Japanese and Korean firms have been investing in China since the early 80s and 90s respectively; setting up factories and research facilities in order to save on costs. Yet as China’s growth slows, albeit still at impressive levels above 7%, the country is becoming less attractive for Japanese and Korean companies for a variety of reasons.
Several factors are affecting the decisions of Japanese and Korean firms to continue operations, expand and in some cases pull out of China altogether.
Rising Labour Costs
As China evolves from a lower to a middle-income economy, wages and associated human capital costs are rising fast, more than 10% in 2012 coupled with the increasing value of the RMB it has become more costly to ship goods manufactured in China.
Competition from Local Firms
Chinese companies are emerging as competitors to Japanese and Korean manufacturers.
Ranked 91 out of 185 counties in terms of ease of doing business (which could represent the level of red tape in China), a lack of ‘guanxi’ or connections and difficulties in understanding the rules established in inland provinces as factories move away from the coast can pose great obstacles to Japanese and Korean firms.
According to the CEIBS Business in China Survey 2013, 16% of foreign firms are worried by local protectionism and Korean companies in particular are concerned about the unfavorable sentiment directed at their companies.
Intellectual Property Infringements
This is a key challenge, especially for companies producing higher-end products and research, the recent claim by Kawasaki Heavy Industries that a Chinese company stole their Shinkansen or high speed railway technology is a testament to the issues with IP protection in China.
Finding and Retaining Skilled Talent
With restrictions on rural-urban mobility and and a lack of semi-skilled labour in certain sectors, foreign companies struggle to cope with the shortage of key talent despite the oversupply of college graduates and migrant workers in cities.
Following flare ups of territorial disputes over islands in the East China Sea, anti-Japanese sentiment can affect overall stability of operations for Japanese companies in China as boycotts of Japanese products, worker strikes and violent protects become larger and more rampant.
China Plus One Strategy
For years Japanese and Korean firms have been employing this strategy to set up operations in China followed by a cheaper Southeast Asian economy in order to spread risk and anticipate rising labour costs.
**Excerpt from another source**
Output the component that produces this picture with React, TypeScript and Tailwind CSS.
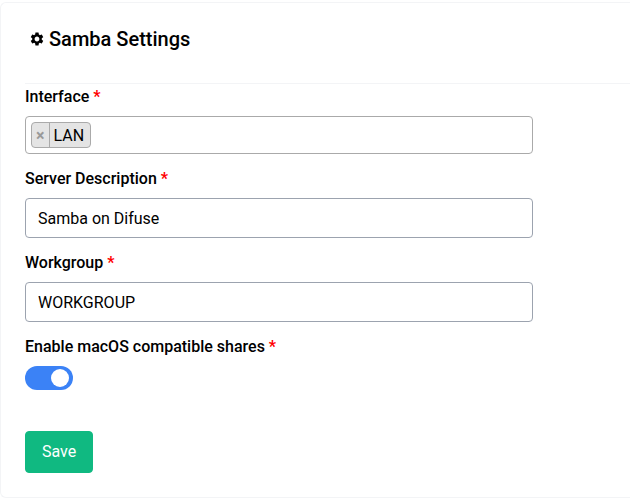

Now in particular firms are looking to exploit newly attractive destinations such as Myanmar, India, Indonesia, Laos, Cambodia and Bangladesh.
A weaker Yen in Japan and favorable government policies in Korea are encouraging firms to relocate some of their manufacturing back home.
Focus on Higher-end Investments
Larger Japanese and Korean companies such as Sony and Samsung are taking advantage of China’s climb up the value-chain and focusing on research and higher-end manufacturing an area of which only a handful of Chinese firms can currently compete.
Sell to the Chinese Market
A Free Trade Agreement between Asia’s economic giants would present interesting opportunities for all three nations to enhance trilateral trade and boost their competitive industries.
As doing business in China becomes more challenging for Japanese and Korean companies there are also opportunities they can exploit to be part of China’s continuing economic growth.